→ Instruction:
Lines that hold the word "components" should be located and copied.

→ Data block:
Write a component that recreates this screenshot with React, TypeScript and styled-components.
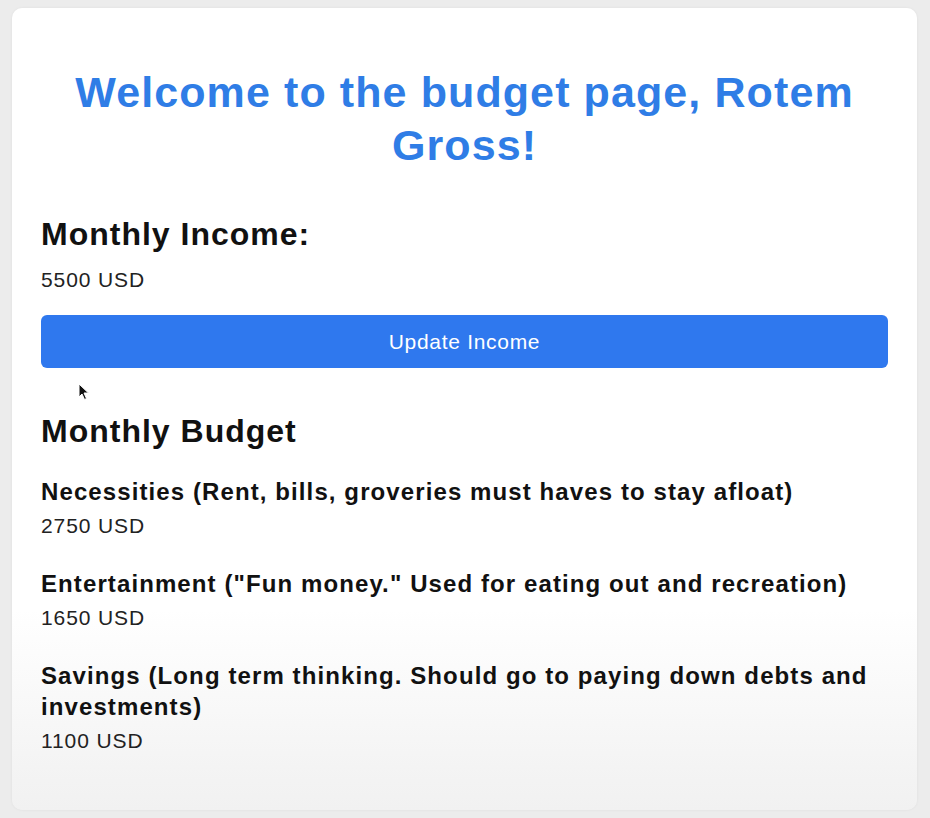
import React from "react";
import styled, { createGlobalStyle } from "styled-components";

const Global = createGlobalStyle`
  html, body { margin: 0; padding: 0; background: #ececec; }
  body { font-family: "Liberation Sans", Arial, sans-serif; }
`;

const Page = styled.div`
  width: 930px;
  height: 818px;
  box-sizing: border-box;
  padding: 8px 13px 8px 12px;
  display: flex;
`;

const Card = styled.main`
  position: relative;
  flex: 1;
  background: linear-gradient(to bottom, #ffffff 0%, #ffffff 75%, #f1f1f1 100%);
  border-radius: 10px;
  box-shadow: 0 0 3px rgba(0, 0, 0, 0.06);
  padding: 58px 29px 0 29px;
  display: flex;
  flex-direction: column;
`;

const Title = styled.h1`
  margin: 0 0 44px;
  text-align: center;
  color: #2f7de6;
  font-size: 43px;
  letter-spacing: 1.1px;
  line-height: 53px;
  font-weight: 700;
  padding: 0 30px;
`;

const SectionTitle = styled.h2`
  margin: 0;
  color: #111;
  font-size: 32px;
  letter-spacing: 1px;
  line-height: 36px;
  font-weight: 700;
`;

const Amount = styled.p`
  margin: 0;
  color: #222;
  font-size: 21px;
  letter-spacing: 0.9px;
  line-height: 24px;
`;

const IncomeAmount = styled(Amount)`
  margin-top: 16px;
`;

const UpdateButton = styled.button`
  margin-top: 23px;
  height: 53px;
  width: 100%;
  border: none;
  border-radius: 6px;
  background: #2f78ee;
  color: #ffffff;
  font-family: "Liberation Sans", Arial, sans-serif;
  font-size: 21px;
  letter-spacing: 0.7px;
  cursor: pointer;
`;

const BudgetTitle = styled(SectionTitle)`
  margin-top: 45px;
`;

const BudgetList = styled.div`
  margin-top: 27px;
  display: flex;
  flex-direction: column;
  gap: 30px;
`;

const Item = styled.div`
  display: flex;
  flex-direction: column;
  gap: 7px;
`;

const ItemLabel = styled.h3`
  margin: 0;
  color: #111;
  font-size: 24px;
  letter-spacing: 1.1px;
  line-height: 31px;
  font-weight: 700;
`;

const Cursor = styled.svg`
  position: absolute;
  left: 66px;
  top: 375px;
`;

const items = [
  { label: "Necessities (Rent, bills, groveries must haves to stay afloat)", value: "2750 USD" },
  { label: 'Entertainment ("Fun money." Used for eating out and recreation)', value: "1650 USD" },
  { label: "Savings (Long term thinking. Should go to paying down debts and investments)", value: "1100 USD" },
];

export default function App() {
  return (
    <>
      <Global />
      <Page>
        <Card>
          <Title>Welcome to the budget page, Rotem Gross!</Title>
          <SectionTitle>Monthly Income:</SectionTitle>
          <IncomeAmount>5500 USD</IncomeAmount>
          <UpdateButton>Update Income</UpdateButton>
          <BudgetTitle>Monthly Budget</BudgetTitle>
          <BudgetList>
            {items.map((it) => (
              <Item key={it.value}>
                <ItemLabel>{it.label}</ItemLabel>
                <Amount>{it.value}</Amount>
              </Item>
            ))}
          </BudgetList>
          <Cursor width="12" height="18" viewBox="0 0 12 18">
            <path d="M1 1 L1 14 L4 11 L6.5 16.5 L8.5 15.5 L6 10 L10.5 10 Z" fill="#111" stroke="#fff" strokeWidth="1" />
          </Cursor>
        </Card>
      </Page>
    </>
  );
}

→ Answer for this exercise:
Write a component that recreates this screenshot with React, TypeScript and styled-components.
import styled, { createGlobalStyle } from "styled-components";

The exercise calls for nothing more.